MATERIAL:
▬▬▬▬▬▬
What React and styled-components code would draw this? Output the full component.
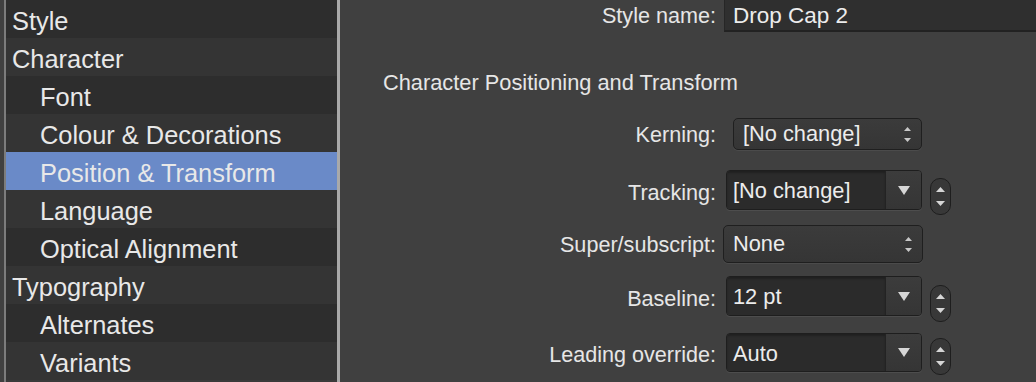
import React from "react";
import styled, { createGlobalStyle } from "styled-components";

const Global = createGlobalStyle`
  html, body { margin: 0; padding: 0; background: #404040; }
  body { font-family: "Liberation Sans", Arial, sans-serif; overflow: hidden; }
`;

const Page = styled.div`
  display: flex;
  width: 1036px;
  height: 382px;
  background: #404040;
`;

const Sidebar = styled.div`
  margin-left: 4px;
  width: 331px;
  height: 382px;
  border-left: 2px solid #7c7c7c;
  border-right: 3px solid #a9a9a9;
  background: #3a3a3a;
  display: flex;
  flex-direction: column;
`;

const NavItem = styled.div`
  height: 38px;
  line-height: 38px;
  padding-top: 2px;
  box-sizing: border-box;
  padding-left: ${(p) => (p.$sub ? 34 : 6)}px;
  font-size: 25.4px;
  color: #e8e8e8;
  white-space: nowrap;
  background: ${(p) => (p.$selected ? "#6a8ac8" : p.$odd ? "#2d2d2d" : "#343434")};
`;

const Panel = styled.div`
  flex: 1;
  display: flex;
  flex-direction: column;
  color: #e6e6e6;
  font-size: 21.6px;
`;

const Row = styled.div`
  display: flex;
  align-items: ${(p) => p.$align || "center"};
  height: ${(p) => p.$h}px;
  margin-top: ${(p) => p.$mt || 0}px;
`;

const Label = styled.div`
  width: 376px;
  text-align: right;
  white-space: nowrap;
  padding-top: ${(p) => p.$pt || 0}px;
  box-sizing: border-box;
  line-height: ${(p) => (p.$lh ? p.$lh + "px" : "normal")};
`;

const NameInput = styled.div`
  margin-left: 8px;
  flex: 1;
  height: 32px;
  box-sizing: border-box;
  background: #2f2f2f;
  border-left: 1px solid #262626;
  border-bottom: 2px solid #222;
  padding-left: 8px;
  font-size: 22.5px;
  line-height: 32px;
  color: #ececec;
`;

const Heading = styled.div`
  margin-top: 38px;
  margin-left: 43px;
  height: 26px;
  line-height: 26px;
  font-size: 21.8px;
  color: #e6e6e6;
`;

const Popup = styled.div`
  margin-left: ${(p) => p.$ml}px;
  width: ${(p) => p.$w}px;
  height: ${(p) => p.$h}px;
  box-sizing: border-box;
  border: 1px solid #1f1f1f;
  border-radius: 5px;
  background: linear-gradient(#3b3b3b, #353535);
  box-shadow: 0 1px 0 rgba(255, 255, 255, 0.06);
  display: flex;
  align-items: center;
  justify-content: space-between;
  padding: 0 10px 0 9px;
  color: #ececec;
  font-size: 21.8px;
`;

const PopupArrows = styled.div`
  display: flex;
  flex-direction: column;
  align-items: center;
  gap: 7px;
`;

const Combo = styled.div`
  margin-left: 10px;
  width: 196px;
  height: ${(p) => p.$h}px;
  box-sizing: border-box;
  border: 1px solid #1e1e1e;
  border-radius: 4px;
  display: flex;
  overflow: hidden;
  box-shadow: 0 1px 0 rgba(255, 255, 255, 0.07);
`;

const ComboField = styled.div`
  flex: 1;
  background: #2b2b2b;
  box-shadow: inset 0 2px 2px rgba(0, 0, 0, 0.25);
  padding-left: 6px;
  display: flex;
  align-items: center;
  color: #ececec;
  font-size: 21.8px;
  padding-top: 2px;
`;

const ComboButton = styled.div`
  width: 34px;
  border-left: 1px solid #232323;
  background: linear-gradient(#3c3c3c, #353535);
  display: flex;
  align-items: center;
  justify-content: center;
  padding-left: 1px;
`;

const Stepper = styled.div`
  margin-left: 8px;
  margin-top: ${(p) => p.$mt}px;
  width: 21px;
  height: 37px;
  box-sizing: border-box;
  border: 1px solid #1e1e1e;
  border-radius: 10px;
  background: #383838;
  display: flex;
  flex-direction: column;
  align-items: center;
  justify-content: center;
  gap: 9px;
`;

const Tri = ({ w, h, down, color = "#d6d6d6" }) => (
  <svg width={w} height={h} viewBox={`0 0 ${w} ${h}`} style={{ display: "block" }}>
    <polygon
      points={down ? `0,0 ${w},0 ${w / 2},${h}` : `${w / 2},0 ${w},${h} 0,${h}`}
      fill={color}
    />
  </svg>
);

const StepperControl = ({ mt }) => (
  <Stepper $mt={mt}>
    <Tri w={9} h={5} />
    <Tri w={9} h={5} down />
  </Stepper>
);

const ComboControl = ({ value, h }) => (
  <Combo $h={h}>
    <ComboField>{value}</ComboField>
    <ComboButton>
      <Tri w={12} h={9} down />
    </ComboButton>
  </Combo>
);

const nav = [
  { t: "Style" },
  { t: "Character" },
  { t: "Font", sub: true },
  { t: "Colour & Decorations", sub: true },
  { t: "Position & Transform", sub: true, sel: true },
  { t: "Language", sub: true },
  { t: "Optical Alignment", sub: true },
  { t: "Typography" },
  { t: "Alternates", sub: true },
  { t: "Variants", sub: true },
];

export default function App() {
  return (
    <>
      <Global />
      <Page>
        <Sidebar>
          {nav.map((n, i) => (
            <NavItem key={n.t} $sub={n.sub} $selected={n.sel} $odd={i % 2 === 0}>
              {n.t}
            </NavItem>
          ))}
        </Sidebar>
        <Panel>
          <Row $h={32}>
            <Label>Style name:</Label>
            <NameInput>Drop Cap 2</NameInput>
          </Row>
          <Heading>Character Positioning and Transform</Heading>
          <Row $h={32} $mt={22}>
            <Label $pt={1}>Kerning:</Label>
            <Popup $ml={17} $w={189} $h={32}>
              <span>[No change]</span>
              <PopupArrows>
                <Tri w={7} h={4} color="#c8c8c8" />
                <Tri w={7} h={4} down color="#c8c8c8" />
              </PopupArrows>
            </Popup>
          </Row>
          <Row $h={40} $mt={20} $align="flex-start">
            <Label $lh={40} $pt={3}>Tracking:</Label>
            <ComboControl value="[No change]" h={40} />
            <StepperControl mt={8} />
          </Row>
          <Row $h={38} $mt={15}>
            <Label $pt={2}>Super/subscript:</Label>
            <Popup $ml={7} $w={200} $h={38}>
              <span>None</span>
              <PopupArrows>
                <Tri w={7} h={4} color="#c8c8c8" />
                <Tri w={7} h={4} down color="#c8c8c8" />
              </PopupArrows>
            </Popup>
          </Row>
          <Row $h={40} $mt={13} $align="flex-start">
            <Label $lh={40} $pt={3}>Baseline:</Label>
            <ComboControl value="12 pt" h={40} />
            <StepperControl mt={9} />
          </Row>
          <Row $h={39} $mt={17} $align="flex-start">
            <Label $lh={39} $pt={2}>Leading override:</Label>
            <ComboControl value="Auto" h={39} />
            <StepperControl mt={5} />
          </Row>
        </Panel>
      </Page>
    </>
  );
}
▬▬▬▬▬▬
WHAT YOU SHOULD DO:
Copy every line of the data exactly as written, excluding the pictures.

THE REPLY:
What React and styled-components code would draw this? Output the full component.
import React from "react";
import styled, { createGlobalStyle } from "styled-components";

const Global = createGlobalStyle`
  html, body { margin: 0; padding: 0; background: #404040; }
  body { font-family: "Liberation Sans", Arial, sans-serif; overflow: hidden; }
`;

const Page = styled.div`
  display: flex;
  width: 1036px;
  height: 382px;
  background: #404040;
`;

const Sidebar = styled.div`
  margin-left: 4px;
  width: 331px;
  height: 382px;
  border-left: 2px solid #7c7c7c;
  border-right: 3px solid #a9a9a9;
  background: #3a3a3a;
  display: flex;
  flex-direction: column;
`;

const NavItem = styled.div`
  height: 38px;
  line-height: 38px;
  padding-top: 2px;
  box-sizing: border-box;
  padding-left: ${(p) => (p.$sub ? 34 : 6)}px;
  font-size: 25.4px;
  color: #e8e8e8;
  white-space: nowrap;
  background: ${(p) => (p.$selected ? "#6a8ac8" : p.$odd ? "#2d2d2d" : "#343434")};
`;

const Panel = styled.div`
  flex: 1;
  display: flex;
  flex-direction: column;
  color: #e6e6e6;
  font-size: 21.6px;
`;

const Row = styled.div`
  display: flex;
  align-items: ${(p) => p.$align || "center"};
  height: ${(p) => p.$h}px;
  margin-top: ${(p) => p.$mt || 0}px;
`;

const Label = styled.div`
  width: 376px;
  text-align: right;
  white-space: nowrap;
  padding-top: ${(p) => p.$pt || 0}px;
  box-sizing: border-box;
  line-height: ${(p) => (p.$lh ? p.$lh + "px" : "normal")};
`;

const NameInput = styled.div`
  margin-left: 8px;
  flex: 1;
  height: 32px;
  box-sizing: border-box;
  background: #2f2f2f;
  border-left: 1px solid #262626;
  border-bottom: 2px solid #222;
  padding-left: 8px;
  font-size: 22.5px;
  line-height: 32px;
  color: #ececec;
`;

const Heading = styled.div`
  margin-top: 38px;
  margin-left: 43px;
  height: 26px;
  line-height: 26px;
  font-size: 21.8px;
  color: #e6e6e6;
`;

const Popup = styled.div`
  margin-left: ${(p) => p.$ml}px;
  width: ${(p) => p.$w}px;
  height: ${(p) => p.$h}px;
  box-sizing: border-box;
  border: 1px solid #1f1f1f;
  border-radius: 5px;
  background: linear-gradient(#3b3b3b, #353535);
  box-shadow: 0 1px 0 rgba(255, 255, 255, 0.06);
  display: flex;
  align-items: center;
  justify-content: space-between;
  padding: 0 10px 0 9px;
  color: #ececec;
  font-size: 21.8px;
`;

const PopupArrows = styled.div`
  display: flex;
  flex-direction: column;
  align-items: center;
  gap: 7px;
`;

const Combo = styled.div`
  margin-left: 10px;
  width: 196px;
  height: ${(p) => p.$h}px;
  box-sizing: border-box;
  border: 1px solid #1e1e1e;
  border-radius: 4px;
  display: flex;
  overflow: hidden;
  box-shadow: 0 1px 0 rgba(255, 255, 255, 0.07);
`;

const ComboField = styled.div`
  flex: 1;
  background: #2b2b2b;
  box-shadow: inset 0 2px 2px rgba(0, 0, 0, 0.25);
  padding-left: 6px;
  display: flex;
  align-items: center;
  color: #ececec;
  font-size: 21.8px;
  padding-top: 2px;
`;

const ComboButton = styled.div`
  width: 34px;
  border-left: 1px solid #232323;
  background: linear-gradient(#3c3c3c, #353535);
  display: flex;
  align-items: center;
  justify-content: center;
  padding-left: 1px;
`;

const Stepper = styled.div`
  margin-left: 8px;
  margin-top: ${(p) => p.$mt}px;
  width: 21px;
  height: 37px;
  box-sizing: border-box;
  border: 1px solid #1e1e1e;
  border-radius: 10px;
  background: #383838;
  display: flex;
  flex-direction: column;
  align-items: center;
  justify-content: center;
  gap: 9px;
`;

const Tri = ({ w, h, down, color = "#d6d6d6" }) => (
  <svg width={w} height={h} viewBox={`0 0 ${w} ${h}`} style={{ display: "block" }}>
    <polygon
      points={down ? `0,0 ${w},0 ${w / 2},${h}` : `${w / 2},0 ${w},${h} 0,${h}`}
      fill={color}
    />
  </svg>
);

const StepperControl = ({ mt }) => (
  <Stepper $mt={mt}>
    <Tri w={9} h={5} />
    <Tri w={9} h={5} down />
  </Stepper>
);

const ComboControl = ({ value, h }) => (
  <Combo $h={h}>
    <ComboField>{value}</ComboField>
    <ComboButton>
      <Tri w={12} h={9} down />
    </ComboButton>
  </Combo>
);

const nav = [
  { t: "Style" },
  { t: "Character" },
  { t: "Font", sub: true },
  { t: "Colour & Decorations", sub: true },
  { t: "Position & Transform", sub: true, sel: true },
  { t: "Language", sub: true },
  { t: "Optical Alignment", sub: true },
  { t: "Typography" },
  { t: "Alternates", sub: true },
  { t: "Variants", sub: true },
];

export default function App() {
  return (
    <>
      <Global />
      <Page>
        <Sidebar>
          {nav.map((n, i) => (
            <NavItem key={n.t} $sub={n.sub} $selected={n.sel} $odd={i % 2 === 0}>
              {n.t}
            </NavItem>
          ))}
        </Sidebar>
        <Panel>
          <Row $h={32}>
            <Label>Style name:</Label>
            <NameInput>Drop Cap 2</NameInput>
          </Row>
          <Heading>Character Positioning and Transform</Heading>
          <Row $h={32} $mt={22}>
            <Label $pt={1}>Kerning:</Label>
            <Popup $ml={17} $w={189} $h={32}>
              <span>[No change]</span>
              <PopupArrows>
                <Tri w={7} h={4} color="#c8c8c8" />
                <Tri w={7} h={4} down color="#c8c8c8" />
              </PopupArrows>
            </Popup>
          </Row>
          <Row $h={40} $mt={20} $align="flex-start">
            <Label $lh={40} $pt={3}>Tracking:</Label>
            <ComboControl value="[No change]" h={40} />
            <StepperControl mt={8} />
          </Row>
          <Row $h={38} $mt={15}>
            <Label $pt={2}>Super/subscript:</Label>
            <Popup $ml={7} $w={200} $h={38}>
              <span>None</span>
              <PopupArrows>
                <Tri w={7} h={4} color="#c8c8c8" />
                <Tri w={7} h={4} down color="#c8c8c8" />
              </PopupArrows>
            </Popup>
          </Row>
          <Row $h={40} $mt={13} $align="flex-start">
            <Label $lh={40} $pt={3}>Baseline:</Label>
            <ComboControl value="12 pt" h={40} />
            <StepperControl mt={9} />
          </Row>
          <Row $h={39} $mt={17} $align="flex-start">
            <Label $lh={39} $pt={2}>Leading override:</Label>
            <ComboControl value="Auto" h={39} />
            <StepperControl mt={5} />
          </Row>
        </Panel>
      </Page>
    </>
  );
}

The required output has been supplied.